PROBLEM DESCRIPTION. Each line of the material must be repeated precisely, with the pictures left out.

COLLECTED MATERIAL.
*****

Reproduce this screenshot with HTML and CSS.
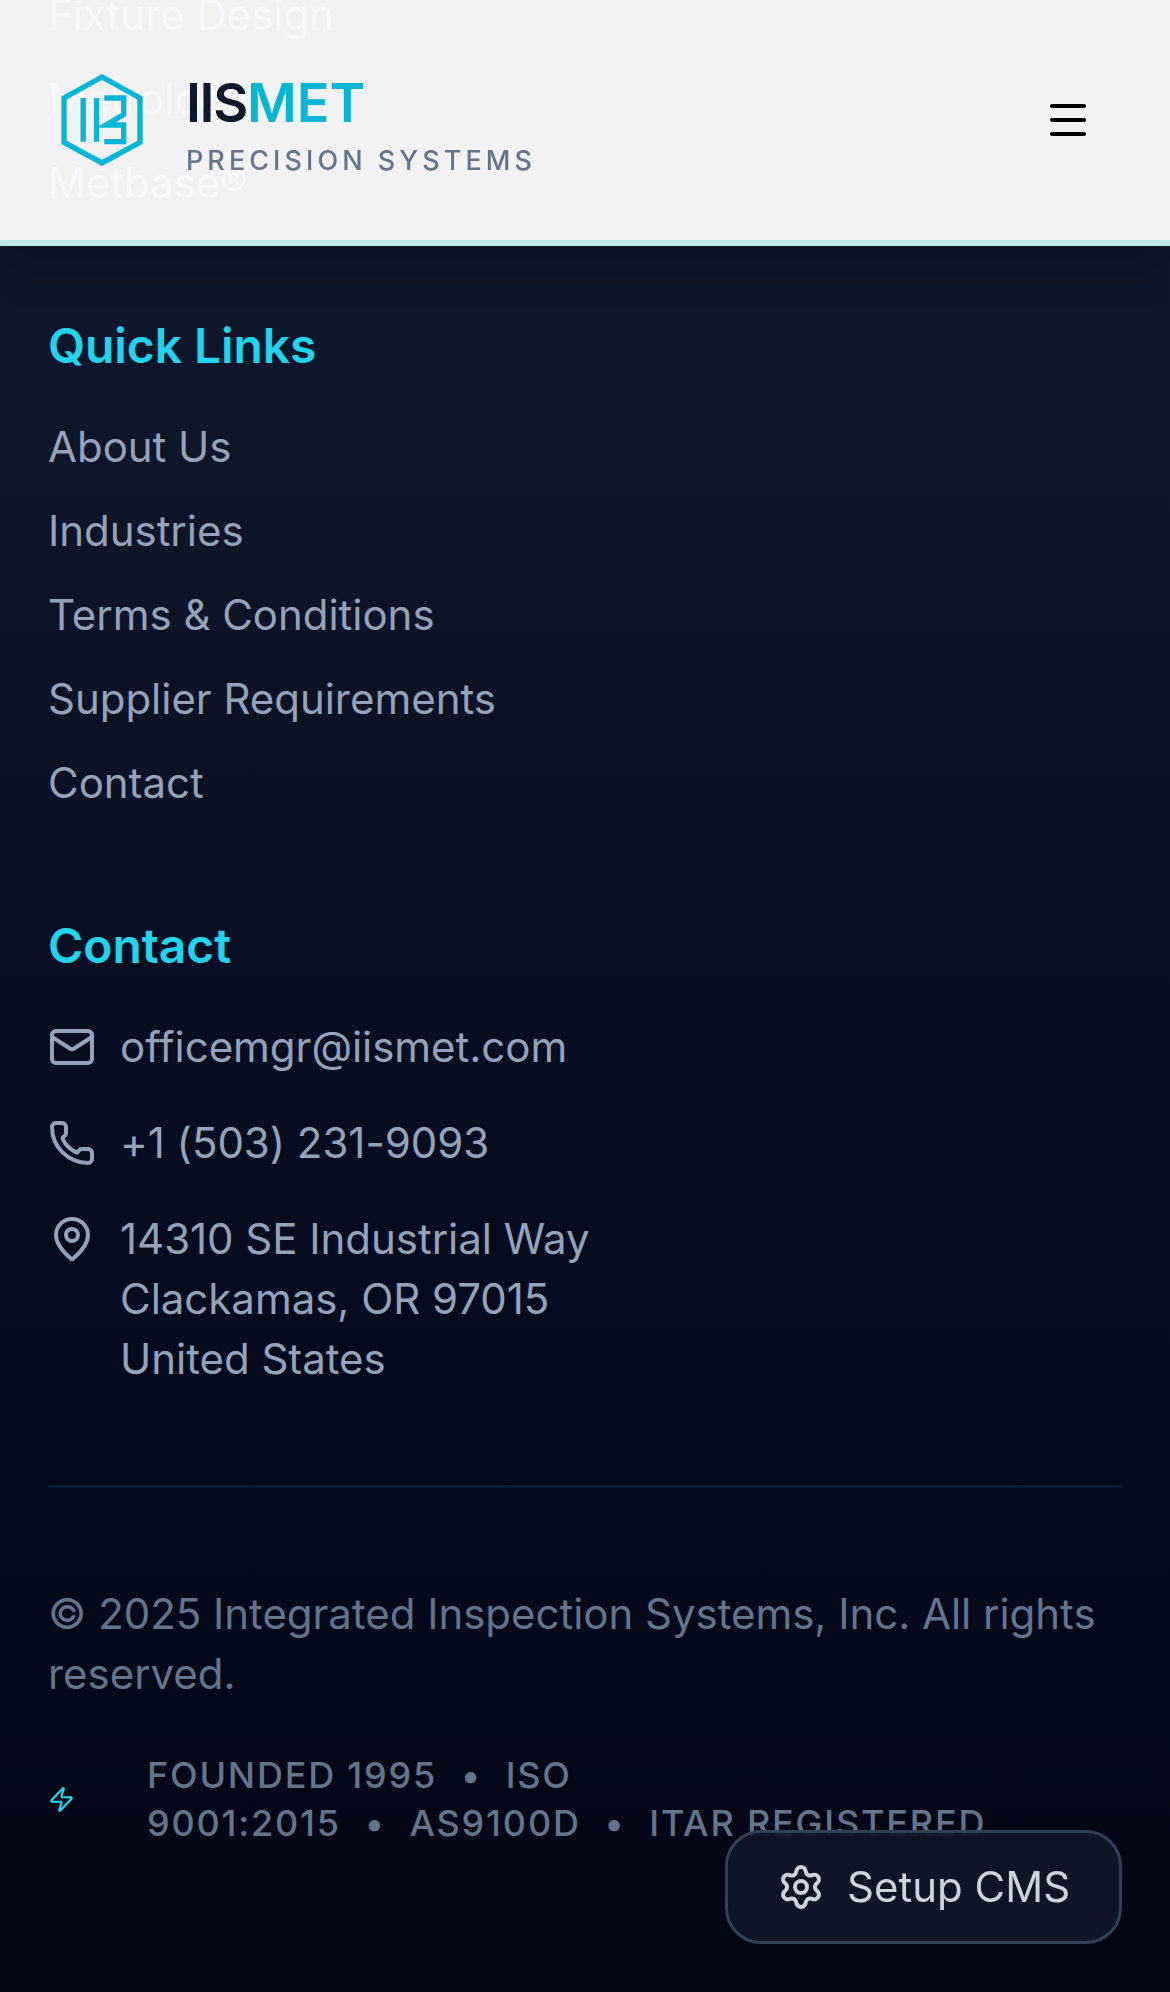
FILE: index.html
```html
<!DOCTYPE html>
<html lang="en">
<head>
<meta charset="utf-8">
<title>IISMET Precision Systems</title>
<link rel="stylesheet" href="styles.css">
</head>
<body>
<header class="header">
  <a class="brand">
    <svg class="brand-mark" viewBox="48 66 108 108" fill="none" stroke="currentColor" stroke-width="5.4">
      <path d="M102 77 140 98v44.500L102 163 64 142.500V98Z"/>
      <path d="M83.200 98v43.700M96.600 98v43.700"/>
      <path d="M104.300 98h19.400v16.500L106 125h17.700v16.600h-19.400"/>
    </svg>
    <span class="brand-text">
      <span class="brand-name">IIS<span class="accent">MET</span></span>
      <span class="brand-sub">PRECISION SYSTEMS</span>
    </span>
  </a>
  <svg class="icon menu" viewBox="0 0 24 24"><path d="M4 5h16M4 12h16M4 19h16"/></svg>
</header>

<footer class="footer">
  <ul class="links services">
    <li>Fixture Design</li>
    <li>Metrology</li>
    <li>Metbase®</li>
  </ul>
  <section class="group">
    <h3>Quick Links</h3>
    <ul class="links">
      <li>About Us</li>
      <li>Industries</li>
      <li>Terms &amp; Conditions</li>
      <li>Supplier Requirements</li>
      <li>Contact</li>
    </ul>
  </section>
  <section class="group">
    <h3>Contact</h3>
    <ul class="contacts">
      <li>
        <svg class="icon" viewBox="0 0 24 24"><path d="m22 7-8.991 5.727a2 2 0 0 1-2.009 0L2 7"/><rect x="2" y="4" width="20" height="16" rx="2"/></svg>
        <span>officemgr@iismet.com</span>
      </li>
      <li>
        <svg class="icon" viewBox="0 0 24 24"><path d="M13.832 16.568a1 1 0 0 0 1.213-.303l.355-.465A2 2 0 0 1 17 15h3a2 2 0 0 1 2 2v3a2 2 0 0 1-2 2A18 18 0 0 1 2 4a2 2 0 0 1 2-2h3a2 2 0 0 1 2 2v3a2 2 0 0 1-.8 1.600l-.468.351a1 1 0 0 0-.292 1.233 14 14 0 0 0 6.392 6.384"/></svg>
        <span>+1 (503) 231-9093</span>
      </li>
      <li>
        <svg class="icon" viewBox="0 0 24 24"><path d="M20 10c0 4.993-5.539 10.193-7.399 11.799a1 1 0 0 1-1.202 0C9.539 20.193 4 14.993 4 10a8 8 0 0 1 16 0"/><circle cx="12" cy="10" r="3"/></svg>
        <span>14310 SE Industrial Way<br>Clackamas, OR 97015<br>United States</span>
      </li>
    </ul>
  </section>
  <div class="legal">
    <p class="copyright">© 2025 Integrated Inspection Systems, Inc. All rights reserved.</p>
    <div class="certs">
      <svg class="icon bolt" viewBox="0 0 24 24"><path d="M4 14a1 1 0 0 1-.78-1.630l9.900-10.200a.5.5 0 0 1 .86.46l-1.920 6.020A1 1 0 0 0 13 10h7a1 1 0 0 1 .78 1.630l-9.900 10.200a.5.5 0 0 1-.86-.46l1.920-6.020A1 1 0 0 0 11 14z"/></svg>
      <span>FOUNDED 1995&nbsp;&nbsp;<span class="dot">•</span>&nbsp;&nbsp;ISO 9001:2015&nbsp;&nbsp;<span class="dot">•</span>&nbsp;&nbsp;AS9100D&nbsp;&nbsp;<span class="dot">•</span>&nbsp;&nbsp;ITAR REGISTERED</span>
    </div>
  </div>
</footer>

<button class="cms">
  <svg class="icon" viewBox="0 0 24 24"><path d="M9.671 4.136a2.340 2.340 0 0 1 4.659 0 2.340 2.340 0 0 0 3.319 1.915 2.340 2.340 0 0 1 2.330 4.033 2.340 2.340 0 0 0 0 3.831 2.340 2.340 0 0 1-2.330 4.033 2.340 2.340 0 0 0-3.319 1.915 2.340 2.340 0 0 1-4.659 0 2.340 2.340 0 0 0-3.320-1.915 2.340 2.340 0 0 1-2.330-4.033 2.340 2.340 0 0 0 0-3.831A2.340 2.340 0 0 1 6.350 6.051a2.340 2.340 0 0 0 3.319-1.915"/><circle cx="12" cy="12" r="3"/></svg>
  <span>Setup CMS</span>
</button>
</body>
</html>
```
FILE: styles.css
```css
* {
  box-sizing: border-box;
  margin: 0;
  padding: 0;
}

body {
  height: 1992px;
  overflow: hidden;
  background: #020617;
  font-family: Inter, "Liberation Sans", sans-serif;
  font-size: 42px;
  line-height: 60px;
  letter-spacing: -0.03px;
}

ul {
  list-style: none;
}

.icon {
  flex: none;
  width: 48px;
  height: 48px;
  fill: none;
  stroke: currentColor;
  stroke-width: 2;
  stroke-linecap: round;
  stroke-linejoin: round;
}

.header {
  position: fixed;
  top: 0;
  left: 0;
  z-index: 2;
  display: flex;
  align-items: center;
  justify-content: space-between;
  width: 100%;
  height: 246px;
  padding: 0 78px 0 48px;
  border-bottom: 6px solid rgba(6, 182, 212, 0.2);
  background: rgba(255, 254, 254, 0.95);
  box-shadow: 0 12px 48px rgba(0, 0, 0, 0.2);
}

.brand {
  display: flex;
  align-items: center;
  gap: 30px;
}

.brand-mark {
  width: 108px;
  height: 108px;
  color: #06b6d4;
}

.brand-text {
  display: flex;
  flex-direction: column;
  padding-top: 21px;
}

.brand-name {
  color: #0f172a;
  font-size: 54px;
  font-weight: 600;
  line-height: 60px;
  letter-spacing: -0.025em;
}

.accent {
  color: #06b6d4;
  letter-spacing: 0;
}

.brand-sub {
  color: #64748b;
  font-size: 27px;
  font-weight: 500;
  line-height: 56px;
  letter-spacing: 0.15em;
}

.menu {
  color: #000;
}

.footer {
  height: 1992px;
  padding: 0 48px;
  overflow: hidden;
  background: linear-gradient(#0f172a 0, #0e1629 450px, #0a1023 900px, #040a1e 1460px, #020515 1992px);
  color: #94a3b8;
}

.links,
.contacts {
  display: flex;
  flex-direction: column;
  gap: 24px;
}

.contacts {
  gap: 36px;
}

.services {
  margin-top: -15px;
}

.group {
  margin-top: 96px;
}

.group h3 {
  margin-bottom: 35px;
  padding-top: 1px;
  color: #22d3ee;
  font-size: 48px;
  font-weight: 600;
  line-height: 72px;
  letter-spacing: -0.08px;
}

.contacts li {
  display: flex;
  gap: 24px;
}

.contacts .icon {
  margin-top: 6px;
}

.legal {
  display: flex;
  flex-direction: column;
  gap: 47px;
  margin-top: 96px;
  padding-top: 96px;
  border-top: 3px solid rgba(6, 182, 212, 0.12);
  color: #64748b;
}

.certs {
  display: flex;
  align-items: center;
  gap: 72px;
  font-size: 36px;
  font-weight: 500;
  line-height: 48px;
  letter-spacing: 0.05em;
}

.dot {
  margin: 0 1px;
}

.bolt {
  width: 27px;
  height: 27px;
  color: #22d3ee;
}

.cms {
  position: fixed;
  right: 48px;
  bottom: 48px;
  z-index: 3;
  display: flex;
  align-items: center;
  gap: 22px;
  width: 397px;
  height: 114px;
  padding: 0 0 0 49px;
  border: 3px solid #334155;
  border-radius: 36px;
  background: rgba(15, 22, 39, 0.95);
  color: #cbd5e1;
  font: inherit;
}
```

*****

WRITTEN SOLUTION.
Reproduce this screenshot with HTML and CSS.
FILE: index.html
```html
<!DOCTYPE html>
<html lang="en">
<head>
<meta charset="utf-8">
<title>IISMET Precision Systems</title>
<link rel="stylesheet" href="styles.css">
</head>
<body>
<header class="header">
  <a class="brand">
    <svg class="brand-mark" viewBox="48 66 108 108" fill="none" stroke="currentColor" stroke-width="5.4">
      <path d="M102 77 140 98v44.500L102 163 64 142.500V98Z"/>
      <path d="M83.200 98v43.700M96.600 98v43.700"/>
      <path d="M104.300 98h19.400v16.500L106 125h17.700v16.600h-19.400"/>
    </svg>
    <span class="brand-text">
      <span class="brand-name">IIS<span class="accent">MET</span></span>
      <span class="brand-sub">PRECISION SYSTEMS</span>
    </span>
  </a>
  <svg class="icon menu" viewBox="0 0 24 24"><path d="M4 5h16M4 12h16M4 19h16"/></svg>
</header>

<footer class="footer">
  <ul class="links services">
    <li>Fixture Design</li>
    <li>Metrology</li>
    <li>Metbase®</li>
  </ul>
  <section class="group">
    <h3>Quick Links</h3>
    <ul class="links">
      <li>About Us</li>
      <li>Industries</li>
      <li>Terms &amp; Conditions</li>
      <li>Supplier Requirements</li>
      <li>Contact</li>
    </ul>
  </section>
  <section class="group">
    <h3>Contact</h3>
    <ul class="contacts">
      <li>
        <svg class="icon" viewBox="0 0 24 24"><path d="m22 7-8.991 5.727a2 2 0 0 1-2.009 0L2 7"/><rect x="2" y="4" width="20" height="16" rx="2"/></svg>
        <span>officemgr@iismet.com</span>
      </li>
      <li>
        <svg class="icon" viewBox="0 0 24 24"><path d="M13.832 16.568a1 1 0 0 0 1.213-.303l.355-.465A2 2 0 0 1 17 15h3a2 2 0 0 1 2 2v3a2 2 0 0 1-2 2A18 18 0 0 1 2 4a2 2 0 0 1 2-2h3a2 2 0 0 1 2 2v3a2 2 0 0 1-.8 1.600l-.468.351a1 1 0 0 0-.292 1.233 14 14 0 0 0 6.392 6.384"/></svg>
        <span>+1 (503) 231-9093</span>
      </li>
      <li>
        <svg class="icon" viewBox="0 0 24 24"><path d="M20 10c0 4.993-5.539 10.193-7.399 11.799a1 1 0 0 1-1.202 0C9.539 20.193 4 14.993 4 10a8 8 0 0 1 16 0"/><circle cx="12" cy="10" r="3"/></svg>
        <span>14310 SE Industrial Way<br>Clackamas, OR 97015<br>United States</span>
      </li>
    </ul>
  </section>
  <div class="legal">
    <p class="copyright">© 2025 Integrated Inspection Systems, Inc. All rights reserved.</p>
    <div class="certs">
      <svg class="icon bolt" viewBox="0 0 24 24"><path d="M4 14a1 1 0 0 1-.78-1.630l9.900-10.200a.5.5 0 0 1 .86.46l-1.920 6.020A1 1 0 0 0 13 10h7a1 1 0 0 1 .78 1.630l-9.900 10.200a.5.5 0 0 1-.86-.46l1.920-6.020A1 1 0 0 0 11 14z"/></svg>
      <span>FOUNDED 1995&nbsp;&nbsp;<span class="dot">•</span>&nbsp;&nbsp;ISO 9001:2015&nbsp;&nbsp;<span class="dot">•</span>&nbsp;&nbsp;AS9100D&nbsp;&nbsp;<span class="dot">•</span>&nbsp;&nbsp;ITAR REGISTERED</span>
    </div>
  </div>
</footer>

<button class="cms">
  <svg class="icon" viewBox="0 0 24 24"><path d="M9.671 4.136a2.340 2.340 0 0 1 4.659 0 2.340 2.340 0 0 0 3.319 1.915 2.340 2.340 0 0 1 2.330 4.033 2.340 2.340 0 0 0 0 3.831 2.340 2.340 0 0 1-2.330 4.033 2.340 2.340 0 0 0-3.319 1.915 2.340 2.340 0 0 1-4.659 0 2.340 2.340 0 0 0-3.320-1.915 2.340 2.340 0 0 1-2.330-4.033 2.340 2.340 0 0 0 0-3.831A2.340 2.340 0 0 1 6.350 6.051a2.340 2.340 0 0 0 3.319-1.915"/><circle cx="12" cy="12" r="3"/></svg>
  <span>Setup CMS</span>
</button>
</body>
</html>
```
FILE: styles.css
```css
* {
  box-sizing: border-box;
  margin: 0;
  padding: 0;
}

body {
  height: 1992px;
  overflow: hidden;
  background: #020617;
  font-family: Inter, "Liberation Sans", sans-serif;
  font-size: 42px;
  line-height: 60px;
  letter-spacing: -0.03px;
}

ul {
  list-style: none;
}

.icon {
  flex: none;
  width: 48px;
  height: 48px;
  fill: none;
  stroke: currentColor;
  stroke-width: 2;
  stroke-linecap: round;
  stroke-linejoin: round;
}

.header {
  position: fixed;
  top: 0;
  left: 0;
  z-index: 2;
  display: flex;
  align-items: center;
  justify-content: space-between;
  width: 100%;
  height: 246px;
  padding: 0 78px 0 48px;
  border-bottom: 6px solid rgba(6, 182, 212, 0.2);
  background: rgba(255, 254, 254, 0.95);
  box-shadow: 0 12px 48px rgba(0, 0, 0, 0.2);
}

.brand {
  display: flex;
  align-items: center;
  gap: 30px;
}

.brand-mark {
  width: 108px;
  height: 108px;
  color: #06b6d4;
}

.brand-text {
  display: flex;
  flex-direction: column;
  padding-top: 21px;
}

.brand-name {
  color: #0f172a;
  font-size: 54px;
  font-weight: 600;
  line-height: 60px;
  letter-spacing: -0.025em;
}

.accent {
  color: #06b6d4;
  letter-spacing: 0;
}

.brand-sub {
  color: #64748b;
  font-size: 27px;
  font-weight: 500;
  line-height: 56px;
  letter-spacing: 0.15em;
}

.menu {
  color: #000;
}

.footer {
  height: 1992px;
  padding: 0 48px;
  overflow: hidden;
  background: linear-gradient(#0f172a 0, #0e1629 450px, #0a1023 900px, #040a1e 1460px, #020515 1992px);
  color: #94a3b8;
}

.links,
.contacts {
  display: flex;
  flex-direction: column;
  gap: 24px;
}

.contacts {
  gap: 36px;
}

.services {
  margin-top: -15px;
}

.group {
  margin-top: 96px;
}

.group h3 {
  margin-bottom: 35px;
  padding-top: 1px;
  color: #22d3ee;
  font-size: 48px;
  font-weight: 600;
  line-height: 72px;
  letter-spacing: -0.08px;
}

.contacts li {
  display: flex;
  gap: 24px;
}

.contacts .icon {
  margin-top: 6px;
}

.legal {
  display: flex;
  flex-direction: column;
  gap: 47px;
  margin-top: 96px;
  padding-top: 96px;
  border-top: 3px solid rgba(6, 182, 212, 0.12);
  color: #64748b;
}

.certs {
  display: flex;
  align-items: center;
  gap: 72px;
  font-size: 36px;
  font-weight: 500;
  line-height: 48px;
  letter-spacing: 0.05em;
}

.dot {
  margin: 0 1px;
}

.bolt {
  width: 27px;
  height: 27px;
  color: #22d3ee;
}

.cms {
  position: fixed;
  right: 48px;
  bottom: 48px;
  z-index: 3;
  display: flex;
  align-items: center;
  gap: 22px;
  width: 397px;
  height: 114px;
  padding: 0 0 0 49px;
  border: 3px solid #334155;
  border-radius: 36px;
  background: rgba(15, 22, 39, 0.95);
  color: #cbd5e1;
  font: inherit;
}
```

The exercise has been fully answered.